--- START OF Stored data ---

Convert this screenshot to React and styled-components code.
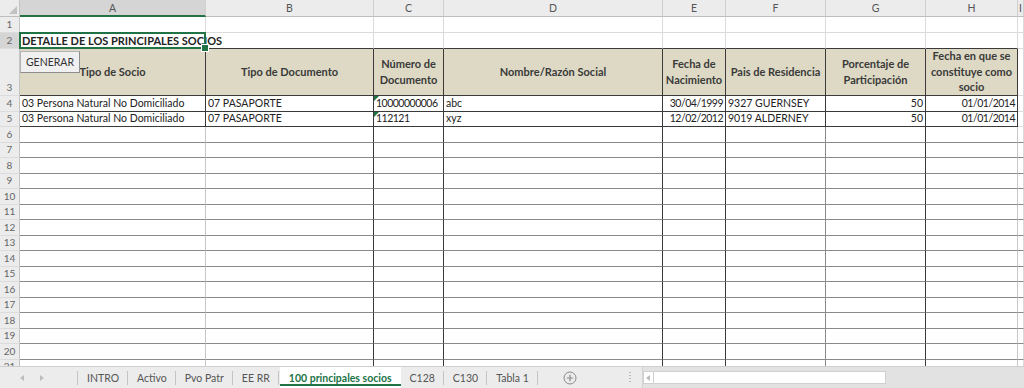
import React from "react";
import styled, { createGlobalStyle, css } from "styled-components";

const GREEN = "#217346";
const DARK = "#3a3a3a";
const MID = "#8a8a8a";
const LIGHT = "#c9c9c9";
const GRID = "#dadada";
const TAN = "#ddd9c4";

const columns = [
  { key: "A", width: 186, title: "Tipo de Socio", low: LIGHT },
  { key: "B", width: 168, title: "Tipo de Documento", low: DARK },
  { key: "C", width: 70, title: "Número de\nDocumento", low: DARK, flag: true, tight: true },
  { key: "D", width: 219, title: "Nombre/Razón Social", low: DARK },
  { key: "E", width: 63, title: "Fecha de\nNacimiento", align: "right", low: DARK, tight: true },
  { key: "F", width: 100, title: "Pais de Residencia", low: MID },
  { key: "G", width: 100, title: "Porcentaje de\nParticipación", align: "right", low: DARK },
  { key: "H", width: 92, title: "Fecha en que se\nconstituye como\nsocio", align: "right", low: LIGHT, tight: true },
];

const rows = [
  ["03 Persona Natural No Domiciliado", "07 PASAPORTE", "10000000006", "abc", "30/04/1999", "9327 GUERNSEY", "50", "01/01/2014"],
  ["03 Persona Natural No Domiciliado", "07 PASAPORTE", "112121", "xyz", "12/02/2012", "9019 ALDERNEY", "50", "01/01/2014"],
];

const tabs = ["INTRO", "Activo", "Pvo Patr", "EE RR", "100 principales socios", "C128", "C130", "Tabla 1"];
const activeTab = 4;

const GlobalStyle = createGlobalStyle`
  html, body { margin: 0; padding: 0; background: #fff; }
  body { font-family: Lato, "Open Sans", sans-serif; }
  * { box-sizing: border-box; }
`;

const Window = styled.div`
  width: 1024px;
  height: 388px;
  display: flex;
  flex-direction: column;
  overflow: hidden;
  background: #fff;
`;

const Sheet = styled.div`
  position: relative;
  flex: 1;
  overflow: hidden;
  background: #fff;
`;

const Grid = styled.div`
  display: grid;
  grid-template-columns: 20px ${columns.map((c) => c.width + "px").join(" ")} 1fr;
  grid-template-rows: 17px 16px 16px 47px repeat(17, 15.5px);
`;

const Corner = styled.div`
  position: relative;
  background: #ececec;
  border-right: 1px solid #c4c4c4;
  border-bottom: 1px solid #bdbdbd;
  &::after {
    content: "";
    position: absolute;
    right: 2px;
    bottom: 2px;
    border-left: 8px solid transparent;
    border-bottom: 8px solid #c2c2c2;
  }
`;

const ColHead = styled.div`
  display: flex;
  align-items: center;
  justify-content: center;
  font-size: 10.5px;
  color: #555;
  background: ${(p) => (p.$active ? "#d5d5d5" : "#ececec")};
  border-right: 1px solid #d0d0d0;
  border-bottom: ${(p) => (p.$active ? `2px solid ${GREEN}` : "1px solid #bdbdbd")};
`;

const RowHead = styled.div`
  display: flex;
  align-items: flex-end;
  justify-content: center;
  padding-bottom: 1px;
  font-size: 10px;
  line-height: 13px;
  color: #666;
  background: ${(p) => (p.$active ? "#d5d5d5" : "#ececec")};
  border-right: 1px solid #c4c4c4;
  border-bottom: 1px solid #dcdcdc;
`;

const Cell = styled.div`
  position: relative;
  display: flex;
  align-items: ${(p) => (p.$head ? "center" : "flex-end")};
  justify-content: ${(p) =>
    p.$align === "right" ? "flex-end" : p.$head ? "center" : "flex-start"};
  text-align: ${(p) => (p.$head ? "center" : p.$align || "left")};
  padding: 0 2px 1px 2px;
  min-width: 0;
  background: ${(p) => p.$bg || "transparent"};
  border-right: 1px solid ${(p) => p.$rc || GRID};
  border-bottom: 1px solid ${(p) => p.$bc || GRID};
  font-size: ${(p) => (p.$head || p.$title ? "11px" : "10.5px")};
  letter-spacing: ${(p) => (p.$tight ? "-0.5px" : "0")};
  line-height: ${(p) => (p.$head ? "15.5px" : "13px")};
  font-weight: ${(p) => (p.$bold ? 700 : 400)};
  color: ${(p) => (p.$head ? "#3a3a3a" : "#222")};
  white-space: ${(p) => (p.$head ? "pre-line" : "nowrap")};
  ${(p) =>
    p.$flag &&
    css`
      &::before {
        content: "";
        position: absolute;
        top: 0;
        left: 0;
        border-top: 5px solid ${GREEN};
        border-right: 5px solid transparent;
      }
    `}
  ${(p) =>
    p.$selected &&
    css`
      z-index: 2;
      &::after {
        content: "";
        position: absolute;
        top: -1px;
        left: -1px;
        right: -1px;
        bottom: -1px;
        border: 2px solid ${GREEN};
      }
      &::before {
        content: "";
        position: absolute;
        right: -4px;
        bottom: -4px;
        width: 6px;
        height: 6px;
        background: ${GREEN};
        border: 1px solid #fff;
        z-index: 3;
      }
    `}
`;

const MacroButton = styled.button`
  position: absolute;
  left: 20px;
  top: 51px;
  width: 60px;
  height: 22px;
  padding: 0;
  font-family: Lato, sans-serif;
  font-size: 10.5px;
  color: #333;
  background: #f0f0f0;
  border: 1px solid #b4b4b4;
  border-right-color: #8e8e8e;
  border-bottom-color: #8e8e8e;
  z-index: 4;
`;

const TabBar = styled.div`
  height: 22px;
  flex-shrink: 0;
  display: flex;
  align-items: stretch;
  background: #ececec;
  border-top: 1px solid #cfcfcf;
  font-size: 10.5px;
  color: #555;
`;

const NavArrows = styled.div`
  width: 78px;
  display: flex;
  align-items: center;
  gap: 16px;
  padding-left: 20px;
  position: relative;
  &::after {
    content: "";
    position: absolute;
    right: 0;
    top: 4px;
    height: 14px;
    width: 1px;
    background: #c4c4c4;
  }
`;

const Arrow = styled.span`
  width: 0;
  height: 0;
  border-top: 3px solid transparent;
  border-bottom: 3px solid transparent;
  ${(p) =>
    p.$dir === "left"
      ? css`border-right: 4px solid #bdbdbd;`
      : css`border-left: 4px solid #bdbdbd;`}
`;

const Tab = styled.div`
  position: relative;
  display: flex;
  align-items: center;
  padding: 0 9px;
  background: ${(p) => (p.$active ? "#fff" : "transparent")};
  color: ${(p) => (p.$active ? GREEN : "#555")};
  font-weight: ${(p) => (p.$active ? 700 : 400)};
  white-space: nowrap;
  ${(p) =>
    p.$active &&
    css`
      margin-left: 1px;
      &::before {
        content: "";
        position: absolute;
        left: 0;
        right: 0;
        bottom: 2px;
        height: 2px;
        background: ${GREEN};
      }
    `}
  ${(p) =>
    p.$sep &&
    css`
      &::after {
        content: "";
        position: absolute;
        right: 0;
        top: 4px;
        height: 14px;
        width: 1px;
        background: #c4c4c4;
      }
    `}
`;

const AddSheet = styled.div`
  display: flex;
  align-items: center;
  margin-left: 25px;
`;

const Splitter = styled.div`
  width: 2px;
  margin: 4px 0 4px 52px;
  background-image: radial-gradient(circle, #b9b9b9 0.8px, transparent 1px);
  background-size: 2px 3px;
`;

const HScroll = styled.div`
  flex: 1;
  display: flex;
  align-items: center;
  margin-left: 11px;
  background: #e2e2e2;
  border-left: 1px solid #d4d4d4;
`;

const ScrollButton = styled.div`
  width: 11px;
  height: 13px;
  display: flex;
  align-items: center;
  justify-content: center;
  background: #fff;
  border: 1px solid #d0d0d0;
`;

const Thumb = styled.div`
  width: 232px;
  height: 13px;
  background: #fff;
  border: 1px solid #cfcfcf;
  border-left: none;
`;

function bodyBorders(rowIndex, col) {
  // rowIndex: 1-based spreadsheet row
  if (rowIndex >= 3 && rowIndex <= 5) return { rc: DARK, bc: DARK };
  if (rowIndex === 2) return { rc: GRID, bc: DARK };
  if (rowIndex >= 6) return { rc: col.low, bc: MID };
  return { rc: GRID, bc: GRID };
}

function App() {
  const cells = [];

  cells.push(<Corner key="corner" />);
  columns.forEach((c) =>
    cells.push(
      <ColHead key={"h" + c.key} $active={c.key === "A"}>
        {c.key}
      </ColHead>
    )
  );
  cells.push(<ColHead key="hI">I</ColHead>);

  for (let r = 1; r <= 21; r++) {
    cells.push(
      <RowHead key={"r" + r} $active={r === 2}>
        {r}
      </RowHead>
    );
    columns.forEach((c, ci) => {
      const b = bodyBorders(r, c);
      const key = c.key + r;
      if (r === 2 && ci === 0) {
        cells.push(
          <Cell key={key} $rc={b.rc} $bc={b.bc} $bold $title $selected>
            DETALLE DE LOS PRINCIPALES SOCIOS
          </Cell>
        );
      } else if (r === 3) {
        cells.push(
          <Cell key={key} $rc={b.rc} $bc={b.bc} $bg={TAN} $bold $head>
            {c.title}
          </Cell>
        );
      } else if (r === 4 || r === 5) {
        cells.push(
          <Cell
            key={key}
            $rc={b.rc}
            $bc={b.bc}
            $align={c.align}
            $flag={c.flag}
            $tight={c.tight}
          >
            {rows[r - 4][ci]}
          </Cell>
        );
      } else {
        cells.push(<Cell key={key} $rc={b.rc} $bc={b.bc} />);
      }
    });
    cells.push(<Cell key={"I" + r} $rc={GRID} $bc={r >= 6 ? MID : GRID} />);
  }

  return (
    <Window>
      <GlobalStyle />
      <Sheet>
        <Grid>{cells}</Grid>
        <MacroButton>GENERAR</MacroButton>
      </Sheet>
      <TabBar>
        <NavArrows>
          <Arrow $dir="left" />
          <Arrow $dir="right" />
        </NavArrows>
        {tabs.map((t, i) => (
          <Tab key={t} $active={i === activeTab} $sep={i !== activeTab}>
            {t}
          </Tab>
        ))}
        <AddSheet>
          <svg width="14" height="14" viewBox="0 0 14 14">
            <circle cx="7" cy="7" r="6" fill="none" stroke="#8a8a8a" strokeWidth="1" />
            <path d="M7 3.8v6.4M3.8 7h6.4" stroke="#8a8a8a" strokeWidth="1.2" />
          </svg>
        </AddSheet>
        <Splitter />
        <HScroll>
          <ScrollButton>
            <Arrow $dir="left" />
          </ScrollButton>
          <Thumb />
        </HScroll>
      </TabBar>
    </Window>
  );
}

export default App;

--- END OF Stored data ---

- Aim -
In the material above, how many lines hold the word "components"? Say only the number.

- Full solution -
2